Makes sense from a human-ecology point of view (which was trendy in 1980s),
but that thread is rather fatalistic - a more useful question is what can we do about this ?As a software developer, I’m also aware that there can be diminishing returns to increasing complexity and feedbacks, on the other hand more feedbacks can add extra powers and resilience, how to stabilise with a good balance ?
The difference between the complexity of software inputs versus complexity in problem solving the real world systems is the energy and infrastructure it takes in the real world.
Joseph Tainter had a really interesting paper about how real world costs rise in an extremely non linear way after a certain threshold.
" It is not a question of expending a lot of energy to discover “more efficient” ways to do these things - that process amplifies the decline. "
https://en.m.wikipedia.org/wiki/Complexity,_Problem_Solving,_and_Sustainable_Societies
So you imply there is a balance point, but what’s clear is that complexity in one area actually reduces resources in the other areas and drags lower the external standards to whatever problem you put a focus on.
So backing out and taking another look at this, the solution of adding any complexity in any area actually makes higher problems. More complexity in one area removes the existing complexity in another, complexity is constrained.
Foe example, the more software we make, the less talent, energy, money and resources go into, say, health care or food production…investments are finite.

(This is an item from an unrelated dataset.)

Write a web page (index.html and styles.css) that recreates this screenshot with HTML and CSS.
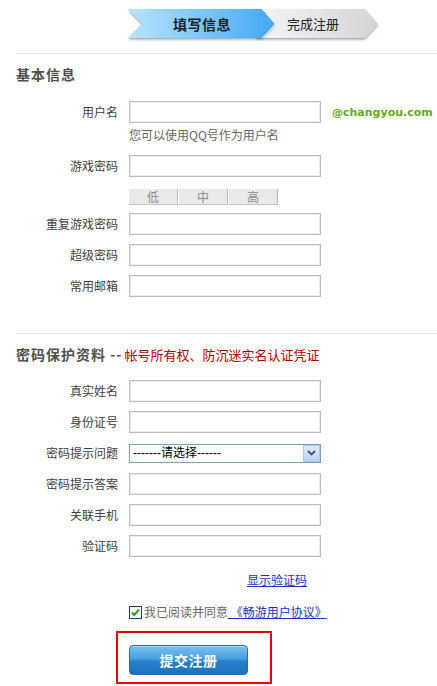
FILE: index.html
```html
<!DOCTYPE html>
<html lang="zh-CN">
<head>
<meta charset="utf-8">
<title>注册</title>
<link rel="stylesheet" href="styles.css">
</head>
<body>
<div class="page">
  <div class="steps-wrap">
    <div class="steps">
      <svg class="steps-bg" width="252" height="34" viewBox="0 0 252 34">
        <defs>
          <linearGradient id="gBlue" x1="0" y1="0" x2="1" y2="0">
            <stop offset="0" stop-color="#b8e4fd"/>
            <stop offset="1" stop-color="#43a8f5"/>
          </linearGradient>
          <linearGradient id="gGray" x1="0" y1="0" x2="1" y2="0">
            <stop offset="0" stop-color="#f6f6f6"/>
            <stop offset="1" stop-color="#d4d4d4"/>
          </linearGradient>
          <filter id="sh" x="-5%" y="-20%" width="110%" height="150%">
            <feDropShadow dx="0" dy="1.5" stdDeviation="0.8" flood-color="#4a5560" flood-opacity="0.55"/>
          </filter>
        </defs>
        <polygon points="128,1 237,1 250,16 237,30 128,30" fill="url(#gGray)" filter="url(#sh)"/>
        <polygon points="0,1 134,1 147,16 134,30 0,30 14,15.5" fill="url(#gBlue)" filter="url(#sh)"/>
        <polyline points="134.5,1 147.5,16 134.5,30" fill="none" stroke="#ffffff" stroke-width="1"/>
      </svg>
      <div class="steps-labels">
        <span class="step-on">填写信息</span>
        <span class="step-off">完成注册</span>
      </div>
    </div>
  </div>

  <div class="divider"></div>
  <h2 class="sec-title">基本信息</h2>

  <div class="row first">
    <label class="lbl">用户名</label>
    <input class="field" type="text">
    <span class="domain">@changyou.com</span>
  </div>
  <div class="hint">您可以使用QQ号作为用户名</div>

  <div class="row r-pwd">
    <label class="lbl">游戏密码</label>
    <input class="field" type="password">
  </div>
  <div class="strength">
    <span class="cell">低</span>
    <span class="cell">中</span>
    <span class="cell">高</span>
  </div>

  <div class="row r-after-strength">
    <label class="lbl">重复游戏密码</label>
    <input class="field" type="password">
  </div>
  <div class="row">
    <label class="lbl">超级密码</label>
    <input class="field" type="password">
  </div>
  <div class="row">
    <label class="lbl">常用邮箱</label>
    <input class="field" type="text">
  </div>

  <div class="divider second"></div>
  <h2 class="sec-title">密码保护资料 --<span class="sec-note">帐号所有权、防沉迷实名认证凭证</span></h2>

  <div class="row first2">
    <label class="lbl">真实姓名</label>
    <input class="field" type="text">
  </div>
  <div class="row">
    <label class="lbl">身份证号</label>
    <input class="field" type="text">
  </div>
  <div class="row">
    <label class="lbl">密码提示问题</label>
    <div class="select-wrap">
      <select class="select">
        <option>-------请选择------</option>
      </select>
      <span class="select-btn">
        <svg width="9" height="6" viewBox="0 0 9 6"><polyline points="1,1 4.5,4.5 8,1" fill="none" stroke="#3f5478" stroke-width="1.8"/></svg>
      </span>
    </div>
  </div>
  <div class="row">
    <label class="lbl">密码提示答案</label>
    <input class="field" type="text">
  </div>
  <div class="row">
    <label class="lbl">关联手机</label>
    <input class="field" type="text">
  </div>
  <div class="row">
    <label class="lbl">验证码</label>
    <input class="field" type="text">
  </div>

  <div class="captcha-line"><a class="link" href="#">显示验证码</a></div>

  <div class="agree"><span class="chk"><svg width="13" height="13" viewBox="0 0 13 13"><rect x="0.5" y="0.5" width="12" height="12" fill="#f4f6f8" stroke="#1d3c5e"/><polyline points="3,6.5 5.3,9 10,3.6" fill="none" stroke="#2c9b2c" stroke-width="2"/></svg></span><span class="agree-text">我已阅读并同意</span><a class="link agree-link" href="#">&nbsp;《畅游用户协议》</a></div>

  <div class="submit-box">
    <button class="submit" type="button">提交注册</button>
  </div>
</div>
</body>
</html>
```

FILE: styles.css
```css
html, body {
  margin: 0;
  padding: 0;
  background: #ffffff;
}
body {
  font-family: "Noto Sans CJK SC", "Liberation Sans", sans-serif;
  font-size: 12px;
  color: #333333;
}
.page {
  width: 437px;
  height: 686px;
  overflow: hidden;
}
.steps-wrap {
  height: 53px;
  padding-top: 8px;
  box-sizing: border-box;
  padding-left: 128px;
}
.steps {
  position: relative;
  width: 252px;
  height: 34px;
}
.steps-bg {
  display: block;
}
.steps-labels {
  position: absolute;
  left: 0;
  top: 0;
  width: 252px;
  height: 31px;
  display: flex;
  align-items: center;
}
.step-on {
  width: 148px;
  text-align: center;
  font-weight: bold;
  font-size: 14px;
  color: #1c2126;
  letter-spacing: 0.5px;
}
.step-off {
  padding-left: 11px;
  font-size: 13px;
  color: #222222;
}
.divider {
  margin-left: 16px;
  height: 1px;
  background: #e3e3e3;
}
.divider.second {
  margin-top: 36px;
}
.sec-title {
  margin: 10px 0 0 16px;
  height: 20px;
  line-height: 20px;
  font-size: 14px;
  font-weight: bold;
  color: #505050;
  letter-spacing: 1px;
}
.sec-note {
  font-weight: normal;
  font-size: 13px;
  color: #b30000;
  letter-spacing: 0;
  margin-left: 2px;
}
.row {
  display: flex;
  align-items: center;
  height: 22px;
  margin-top: 9px;
}
.row.first { margin-top: 17px; }
.row.first2 { margin-top: 16px; }
.row.r-pwd { margin-top: 12px; }
.row.r-after-strength { margin-top: 8px; }
.lbl {
  width: 129px;
  box-sizing: border-box;
  padding-right: 11px;
  text-align: right;
  color: #404040;
  line-height: 16px;
}
.field {
  width: 192px;
  height: 22px;
  box-sizing: border-box;
  margin: 0;
  padding: 0 3px;
  border: 1px solid #bcbcbc;
  box-shadow: inset 0 0 0 1px #ececec;
  background: #ffffff;
  outline: none;
  font-size: 12px;
}
.domain {
  margin-left: 11px;
  font-family: "DejaVu Sans", "Liberation Sans", sans-serif;
  font-weight: bold;
  font-size: 11px;
  color: #66aa11;
}
.hint {
  margin-top: 4px;
  padding-left: 129px;
  line-height: 16px;
  color: #666666;
}
.strength {
  display: flex;
  margin: 12px 0 0 129px;
  height: 16px;
  gap: 1px;
}
.cell {
  width: 49px;
  height: 16px;
  box-sizing: border-box;
  background: #e9e9e9;
  border-right: 1px solid #b9b9b9;
  border-bottom: 1px solid #c4c4c4;
  text-align: center;
  line-height: 15px;
  color: #8c8c8c;
}
.select-wrap {
  position: relative;
  width: 192px;
  height: 19px;
}
.select {
  display: block;
  width: 192px;
  height: 19px;
  margin: 0;
  padding: 0 0 0 3px;
  box-sizing: border-box;
  border: 1px solid #7f9db9;
  border-radius: 0;
  background: #ffffff;
  -webkit-appearance: none;
  appearance: none;
  font-family: "Liberation Sans", "Noto Sans CJK SC", sans-serif;
  font-size: 12px;
  color: #000000;
  line-height: 17px;
  outline: none;
}
.select-btn {
  position: absolute;
  right: 1px;
  top: 1px;
  width: 17px;
  height: 17px;
  box-sizing: border-box;
  border: 1px solid #b6c8ea;
  background: linear-gradient(#e3ebfb, #bccff3);
  display: flex;
  align-items: center;
  justify-content: center;
  pointer-events: none;
}
.select-btn svg { display: block; }
.captcha-line {
  margin-top: 15px;
  padding-left: 247px;
  line-height: 16px;
}
.link {
  color: #1433c8;
  text-decoration: underline;
}
.agree {
  display: flex;
  align-items: center;
  margin-top: 16px;
  padding-left: 129px;
  height: 16px;
  line-height: 16px;
}
.chk {
  display: block;
  flex: none;
  width: 13px;
  height: 13px;
  margin-right: 2px;
}
.chk svg { display: block; }
.agree-text {
  color: #666666;
  white-space: nowrap;
}
.agree-link {
  white-space: nowrap;
}
.submit-box {
  margin: 11px 0 0 116px;
  width: 156px;
  height: 53px;
  box-sizing: border-box;
  border: 2px solid #ea0000;
  padding: 12px 0 0 11px;
}
.submit {
  display: block;
  width: 119px;
  height: 30px;
  margin: 0;
  padding: 0;
  border: 1px solid #2a6ca8;
  border-radius: 4px;
  background: linear-gradient(#79c0ef 0%, #4a9fe0 45%, #2580cb 55%, #1e72bd 100%);
  box-shadow: inset 0 1px 0 rgba(255,255,255,0.45);
  color: #ffffff;
  font-family: "Noto Sans CJK SC", sans-serif;
  font-weight: bold;
  font-size: 14px;
  letter-spacing: 0.5px;
}
```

This is an interesting paper by Tainter, its about how science and innovation and technology have diminishing returns on investment: https://onlinelibrary.wiley.com/doi/full/10.1002/sres.1057
People discover the big easy things first, then it costs more and more to make smaller and less useful advancements…the figures and graphs in this paper tell an amazing story. Society is paying more and more for all these failing sectors. …

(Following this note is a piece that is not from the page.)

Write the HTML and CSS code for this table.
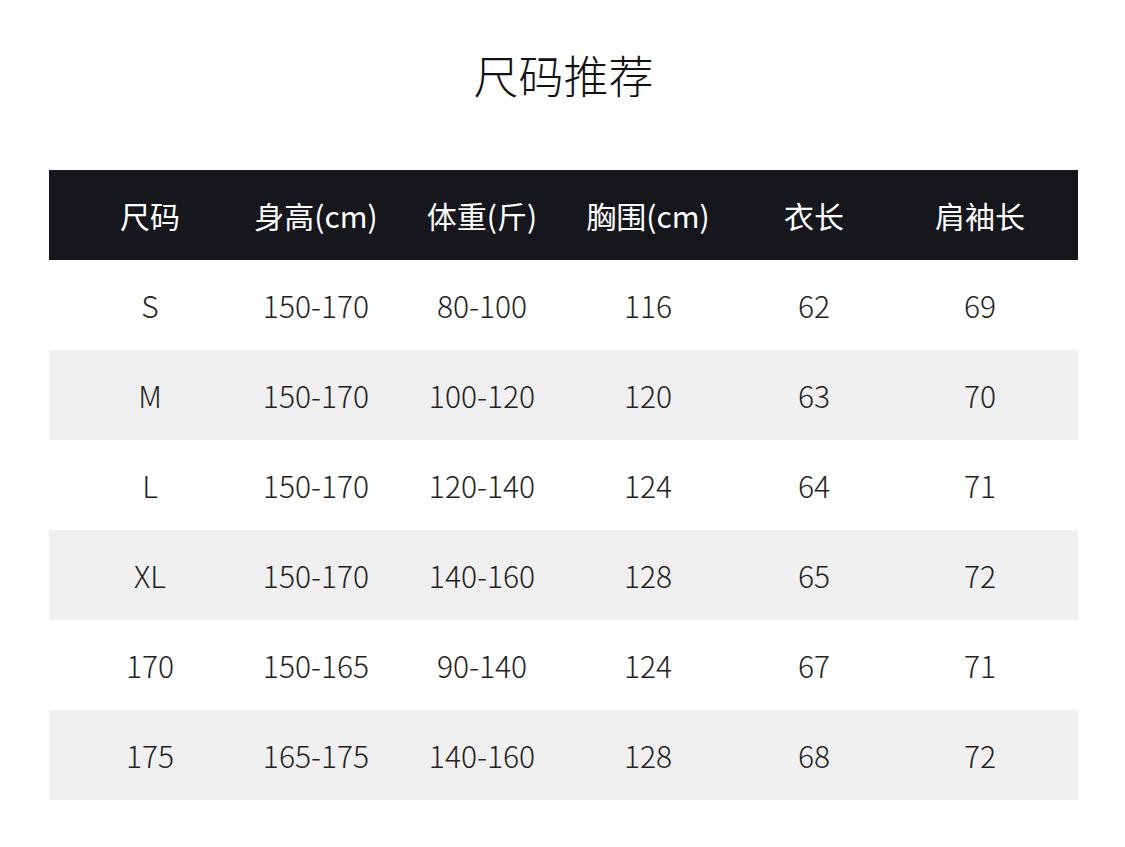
FILE: index.html
```html
<!DOCTYPE html>
<html lang="zh-CN">
<head>
<meta charset="utf-8">
<title>尺码推荐</title>
<link rel="stylesheet" href="styles.css">
</head>
<body>
<main class="page">
  <h1 class="title">尺码推荐</h1>
  <div class="table">
    <div class="row head">
      <div class="cell">尺码</div>
      <div class="cell">身高(cm)</div>
      <div class="cell">体重(斤)</div>
      <div class="cell">胸围(cm)</div>
      <div class="cell">衣长</div>
      <div class="cell">肩袖长</div>
    </div>
    <div class="row">
      <div class="cell">S</div><div class="cell">150-170</div><div class="cell">80-100</div><div class="cell">116</div><div class="cell">62</div><div class="cell">69</div>
    </div>
    <div class="row alt">
      <div class="cell">M</div><div class="cell">150-170</div><div class="cell">100-120</div><div class="cell">120</div><div class="cell">63</div><div class="cell">70</div>
    </div>
    <div class="row">
      <div class="cell">L</div><div class="cell">150-170</div><div class="cell">120-140</div><div class="cell">124</div><div class="cell">64</div><div class="cell">71</div>
    </div>
    <div class="row alt">
      <div class="cell">XL</div><div class="cell">150-170</div><div class="cell">140-160</div><div class="cell">128</div><div class="cell">65</div><div class="cell">72</div>
    </div>
    <div class="row">
      <div class="cell">170</div><div class="cell">150-165</div><div class="cell">90-140</div><div class="cell">124</div><div class="cell">67</div><div class="cell">71</div>
    </div>
    <div class="row alt">
      <div class="cell">175</div><div class="cell">165-175</div><div class="cell">140-160</div><div class="cell">128</div><div class="cell">68</div><div class="cell">72</div>
    </div>
  </div>
</main>
</body>
</html>
```
FILE: styles.css
```css
html, body {
  margin: 0;
  padding: 0;
  background: #ffffff;
}

body {
  font-family: "Noto Sans CJK SC", "Noto Sans", sans-serif;
  color: #222222;
}

.page {
  padding: 45px 47px 0 49px;
}

.title {
  margin: 0 0 65px 0;
  height: 60px;
  line-height: 60px;
  font-size: 45px;
  font-weight: 300;
  text-align: center;
  color: #111111;
}

.table {
  display: flex;
  flex-direction: column;
}

.row {
  display: grid;
  grid-template-columns: repeat(6, 166px);
  padding: 0 15px 0 18px;
  height: 90px;
  align-items: center;
  background: #ffffff;
}

.row.alt {
  background: #f0f0f0;
}

.row.head {
  background: #16161d;
  color: #ffffff;
}

.row.head .cell {
  font-weight: 400;
}

.cell {
  text-align: center;
  font-size: 30px;
  font-weight: 300;
  line-height: 40px;
  white-space: nowrap;
}
```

Human ecology is the study of how humans are shaped by their environment. Would you say the premise of the classic 2006 Mike Judge film Idiocracy is an application of human-ecology?

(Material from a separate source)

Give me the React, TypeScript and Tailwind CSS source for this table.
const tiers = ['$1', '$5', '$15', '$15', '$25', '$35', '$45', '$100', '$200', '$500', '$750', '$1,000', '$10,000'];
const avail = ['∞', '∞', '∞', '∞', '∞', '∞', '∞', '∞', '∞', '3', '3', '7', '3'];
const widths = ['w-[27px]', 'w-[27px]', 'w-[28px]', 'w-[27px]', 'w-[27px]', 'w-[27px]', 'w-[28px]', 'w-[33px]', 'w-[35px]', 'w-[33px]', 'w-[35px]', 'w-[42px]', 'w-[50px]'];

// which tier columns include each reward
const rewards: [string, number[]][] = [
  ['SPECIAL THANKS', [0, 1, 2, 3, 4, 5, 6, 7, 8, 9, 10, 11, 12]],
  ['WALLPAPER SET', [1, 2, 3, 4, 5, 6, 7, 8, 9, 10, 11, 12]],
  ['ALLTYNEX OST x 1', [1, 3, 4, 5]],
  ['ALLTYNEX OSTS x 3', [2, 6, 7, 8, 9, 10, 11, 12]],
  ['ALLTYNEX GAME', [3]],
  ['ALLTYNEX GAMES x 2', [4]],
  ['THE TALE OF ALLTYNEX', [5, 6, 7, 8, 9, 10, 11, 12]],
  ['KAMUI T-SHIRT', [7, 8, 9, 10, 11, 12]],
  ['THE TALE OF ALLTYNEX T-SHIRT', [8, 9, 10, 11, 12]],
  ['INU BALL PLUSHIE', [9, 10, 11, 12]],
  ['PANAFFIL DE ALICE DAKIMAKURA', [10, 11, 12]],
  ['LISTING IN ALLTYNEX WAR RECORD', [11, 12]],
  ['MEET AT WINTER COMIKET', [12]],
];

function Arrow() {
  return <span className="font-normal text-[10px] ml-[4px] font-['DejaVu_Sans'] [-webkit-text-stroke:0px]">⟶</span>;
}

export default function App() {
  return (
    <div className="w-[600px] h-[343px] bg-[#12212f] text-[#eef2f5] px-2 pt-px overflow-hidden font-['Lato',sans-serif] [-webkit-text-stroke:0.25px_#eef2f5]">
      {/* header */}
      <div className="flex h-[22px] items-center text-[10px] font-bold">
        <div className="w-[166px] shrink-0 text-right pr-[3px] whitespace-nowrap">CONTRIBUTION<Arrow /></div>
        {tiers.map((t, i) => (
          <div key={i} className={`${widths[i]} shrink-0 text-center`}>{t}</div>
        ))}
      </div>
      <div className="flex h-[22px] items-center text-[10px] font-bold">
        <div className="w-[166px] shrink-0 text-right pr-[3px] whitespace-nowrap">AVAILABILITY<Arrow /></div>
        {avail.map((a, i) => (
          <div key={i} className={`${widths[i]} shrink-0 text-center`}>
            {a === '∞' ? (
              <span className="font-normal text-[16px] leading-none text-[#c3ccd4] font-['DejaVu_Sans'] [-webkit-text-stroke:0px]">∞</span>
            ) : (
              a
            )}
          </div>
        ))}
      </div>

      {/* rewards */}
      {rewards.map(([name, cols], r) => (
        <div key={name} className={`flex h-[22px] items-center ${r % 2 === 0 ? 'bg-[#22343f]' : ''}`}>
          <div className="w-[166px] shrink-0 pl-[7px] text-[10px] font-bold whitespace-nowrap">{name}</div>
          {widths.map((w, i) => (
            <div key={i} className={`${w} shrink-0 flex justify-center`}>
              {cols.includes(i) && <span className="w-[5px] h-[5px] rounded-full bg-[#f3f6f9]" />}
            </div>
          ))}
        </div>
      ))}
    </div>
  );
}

Tldr, mastodon guy rambles on about society getting more complex by using a 240 char limit platform to post an essay.
Your snarky anti-intellectualism used 0.0021% of Lemmy’s 10K character limit, and somehow added less value to the conversation than had you not made it at all.
Well there are non-snarky comments available too that echo the same sentiment.
Also, your somehow even more snarky self-imploding mathematicalism is somehow saying the opposite of what you’re intending to say.
I’ll be more clear. The posted essay is thoughtful and regardless of whether you agree with it, provides a lot to discuss and engage with. It’s usually better to say more with less, but if you need more to say more, that also has value.
Just because a comment is pithy does not make it less valuable than a fleshed-out statement. Lemmy is a platform that supports both by design.
Your statement give no useful information about the content of the essay. It doesn’t add to the on-topic conversation one might expect to find under the linked article. It doesn’t communicate who you are or why you might have had an adverse reaction to the essay. It only suggests you don’t like Mastodon because of its short message limit, but also paradoxically that you don’t like to read much.